Exactly repeat the material, dropping only the pictures.
##### MATERIAL PROVIDED #####
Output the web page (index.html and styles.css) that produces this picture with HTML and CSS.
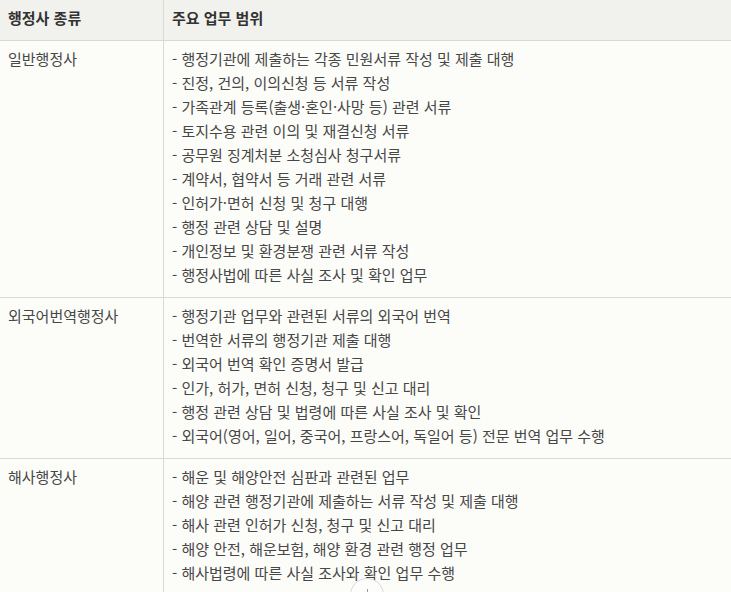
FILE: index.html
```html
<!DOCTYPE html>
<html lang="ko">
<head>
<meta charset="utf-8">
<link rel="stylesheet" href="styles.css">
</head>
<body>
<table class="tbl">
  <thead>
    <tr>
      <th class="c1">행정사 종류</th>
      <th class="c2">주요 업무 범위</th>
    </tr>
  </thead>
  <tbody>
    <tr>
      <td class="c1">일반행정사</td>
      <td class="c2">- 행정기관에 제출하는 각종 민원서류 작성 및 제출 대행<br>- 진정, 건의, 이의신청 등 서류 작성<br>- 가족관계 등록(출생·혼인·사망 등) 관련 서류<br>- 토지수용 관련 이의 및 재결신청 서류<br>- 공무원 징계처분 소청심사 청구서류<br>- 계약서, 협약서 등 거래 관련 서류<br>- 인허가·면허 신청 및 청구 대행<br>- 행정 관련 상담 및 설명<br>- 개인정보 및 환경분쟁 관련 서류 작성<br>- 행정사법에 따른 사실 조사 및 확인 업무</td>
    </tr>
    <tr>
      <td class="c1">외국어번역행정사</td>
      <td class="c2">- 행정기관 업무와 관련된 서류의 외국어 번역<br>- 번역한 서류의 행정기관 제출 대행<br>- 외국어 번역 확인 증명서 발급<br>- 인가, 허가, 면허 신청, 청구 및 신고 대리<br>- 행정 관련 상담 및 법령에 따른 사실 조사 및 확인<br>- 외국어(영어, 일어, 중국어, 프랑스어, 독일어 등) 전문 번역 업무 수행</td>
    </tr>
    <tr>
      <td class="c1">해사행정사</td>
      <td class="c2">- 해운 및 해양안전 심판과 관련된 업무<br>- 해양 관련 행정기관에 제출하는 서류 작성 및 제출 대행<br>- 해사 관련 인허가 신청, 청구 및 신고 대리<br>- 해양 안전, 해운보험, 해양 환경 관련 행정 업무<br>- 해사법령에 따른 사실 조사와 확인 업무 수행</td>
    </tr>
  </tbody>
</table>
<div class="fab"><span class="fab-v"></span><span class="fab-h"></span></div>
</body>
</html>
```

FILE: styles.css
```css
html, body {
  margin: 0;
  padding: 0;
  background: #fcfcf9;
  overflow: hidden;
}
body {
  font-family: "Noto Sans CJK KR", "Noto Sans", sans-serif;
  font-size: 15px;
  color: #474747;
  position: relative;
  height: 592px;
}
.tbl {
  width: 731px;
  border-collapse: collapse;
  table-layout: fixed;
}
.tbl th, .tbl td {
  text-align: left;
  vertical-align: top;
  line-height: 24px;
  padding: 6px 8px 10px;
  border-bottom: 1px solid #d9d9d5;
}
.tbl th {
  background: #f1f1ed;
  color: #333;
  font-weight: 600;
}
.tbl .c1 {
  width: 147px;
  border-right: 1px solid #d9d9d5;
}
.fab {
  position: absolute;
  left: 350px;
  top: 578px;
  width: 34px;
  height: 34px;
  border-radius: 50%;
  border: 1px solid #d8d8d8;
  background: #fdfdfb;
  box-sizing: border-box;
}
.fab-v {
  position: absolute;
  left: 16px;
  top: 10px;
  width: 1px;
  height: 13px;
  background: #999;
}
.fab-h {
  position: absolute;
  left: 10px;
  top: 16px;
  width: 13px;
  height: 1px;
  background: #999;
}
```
#####
> [ANSWER FOR THIS EXERCISE]
Output the web page (index.html and styles.css) that produces this picture with HTML and CSS.
FILE: index.html
```html
<!DOCTYPE html>
<html lang="ko">
<head>
<meta charset="utf-8">
<link rel="stylesheet" href="styles.css">
</head>
<body>
<table class="tbl">
  <thead>
    <tr>
      <th class="c1">행정사 종류</th>
      <th class="c2">주요 업무 범위</th>
    </tr>
  </thead>
  <tbody>
    <tr>
      <td class="c1">일반행정사</td>
      <td class="c2">- 행정기관에 제출하는 각종 민원서류 작성 및 제출 대행<br>- 진정, 건의, 이의신청 등 서류 작성<br>- 가족관계 등록(출생·혼인·사망 등) 관련 서류<br>- 토지수용 관련 이의 및 재결신청 서류<br>- 공무원 징계처분 소청심사 청구서류<br>- 계약서, 협약서 등 거래 관련 서류<br>- 인허가·면허 신청 및 청구 대행<br>- 행정 관련 상담 및 설명<br>- 개인정보 및 환경분쟁 관련 서류 작성<br>- 행정사법에 따른 사실 조사 및 확인 업무</td>
    </tr>
    <tr>
      <td class="c1">외국어번역행정사</td>
      <td class="c2">- 행정기관 업무와 관련된 서류의 외국어 번역<br>- 번역한 서류의 행정기관 제출 대행<br>- 외국어 번역 확인 증명서 발급<br>- 인가, 허가, 면허 신청, 청구 및 신고 대리<br>- 행정 관련 상담 및 법령에 따른 사실 조사 및 확인<br>- 외국어(영어, 일어, 중국어, 프랑스어, 독일어 등) 전문 번역 업무 수행</td>
    </tr>
    <tr>
      <td class="c1">해사행정사</td>
      <td class="c2">- 해운 및 해양안전 심판과 관련된 업무<br>- 해양 관련 행정기관에 제출하는 서류 작성 및 제출 대행<br>- 해사 관련 인허가 신청, 청구 및 신고 대리<br>- 해양 안전, 해운보험, 해양 환경 관련 행정 업무<br>- 해사법령에 따른 사실 조사와 확인 업무 수행</td>
    </tr>
  </tbody>
</table>
<div class="fab"><span class="fab-v"></span><span class="fab-h"></span></div>
</body>
</html>
```

FILE: styles.css
```css
html, body {
  margin: 0;
  padding: 0;
  background: #fcfcf9;
  overflow: hidden;
}
body {
  font-family: "Noto Sans CJK KR", "Noto Sans", sans-serif;
  font-size: 15px;
  color: #474747;
  position: relative;
  height: 592px;
}
.tbl {
  width: 731px;
  border-collapse: collapse;
  table-layout: fixed;
}
.tbl th, .tbl td {
  text-align: left;
  vertical-align: top;
  line-height: 24px;
  padding: 6px 8px 10px;
  border-bottom: 1px solid #d9d9d5;
}
.tbl th {
  background: #f1f1ed;
  color: #333;
  font-weight: 600;
}
.tbl .c1 {
  width: 147px;
  border-right: 1px solid #d9d9d5;
}
.fab {
  position: absolute;
  left: 350px;
  top: 578px;
  width: 34px;
  height: 34px;
  border-radius: 50%;
  border: 1px solid #d8d8d8;
  background: #fdfdfb;
  box-sizing: border-box;
}
.fab-v {
  position: absolute;
  left: 16px;
  top: 10px;
  width: 1px;
  height: 13px;
  background: #999;
}
.fab-h {
  position: absolute;
  left: 10px;
  top: 16px;
  width: 13px;
  height: 1px;
  background: #999;
}
```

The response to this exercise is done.